Understanding Box Plots: 3 Scenarios for Effective Data Visualization


The box plot, frequently known as a box-and-whisker plot, is a fundamental and highly efficient visualization technique used extensively in exploratory data analysis (EDA). Its primary function is to provide a comprehensive, non-parametric view of the distribution of a numerical dataset, condensing vast amounts of information into a single, intuitive graphic. By highlighting the five number summary, this plot allows data professionals to swiftly grasp the critical characteristics of the data, including its spread, central location, and the presence of extreme values.

Understanding the components of the box plot is essential for accurate interpretation. The plot is entirely constructed around the five key statistical measures that summarize the dataset’s distribution:

  • The Minimum Value: The smallest observation in the dataset, excluding any data points defined as outliers.
  • The First Quartile (Q1): This marker represents the 25th percentile, meaning 25% of the data falls below this point.
  • The Median (Q2): Also the 50th percentile, the median is the center line that divides the data into two equal halves.
  • The Third Quartile (Q3): This is the 75th percentile, indicating that 75% of the data falls below this value.
  • The Maximum Value: The largest observation in the dataset that is not classified as an outlier.

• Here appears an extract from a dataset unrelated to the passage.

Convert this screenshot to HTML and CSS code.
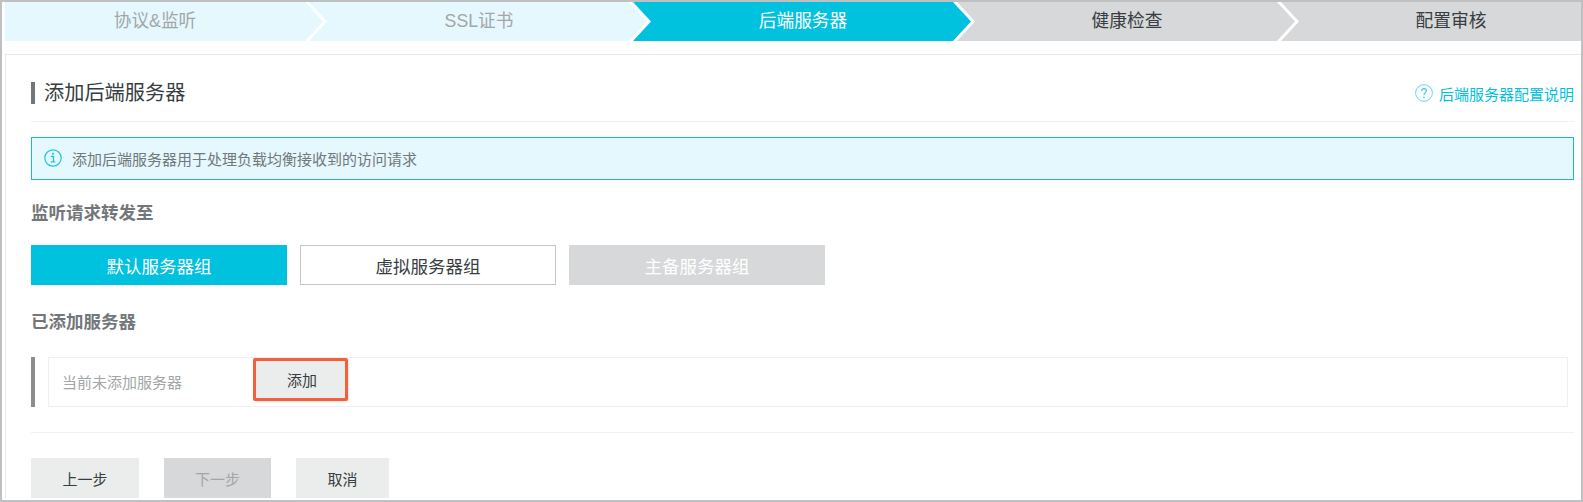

The graphical construction of a box plot follows a precise statistical methodology, which simplifies the interpretation of complex distributions. The entire plot is built upon three distinct visual elements that map directly to the five number summary:

  1. Defining the Box: The rectangular box itself is drawn from the first quartile (Q1) to the third quartile (Q3). This span represents the middle 50% of the data and is statistically defined as the Interquartile Range (IQR). The length of this box is a direct measure of data variability.
  2. Marking the Center: A strong vertical line is drawn within the box to precisely locate the median (Q2). The position of this line relative to the sides of the box indicates the skewness or symmetry of the central 50% of the data.
  3. Adding the Whiskers: The “whiskers” extend outward from the box to the non-outlier minimum and maximum values. These lines provide visual context for the overall spread of the data and help define the statistical limits beyond which observations are considered outliers.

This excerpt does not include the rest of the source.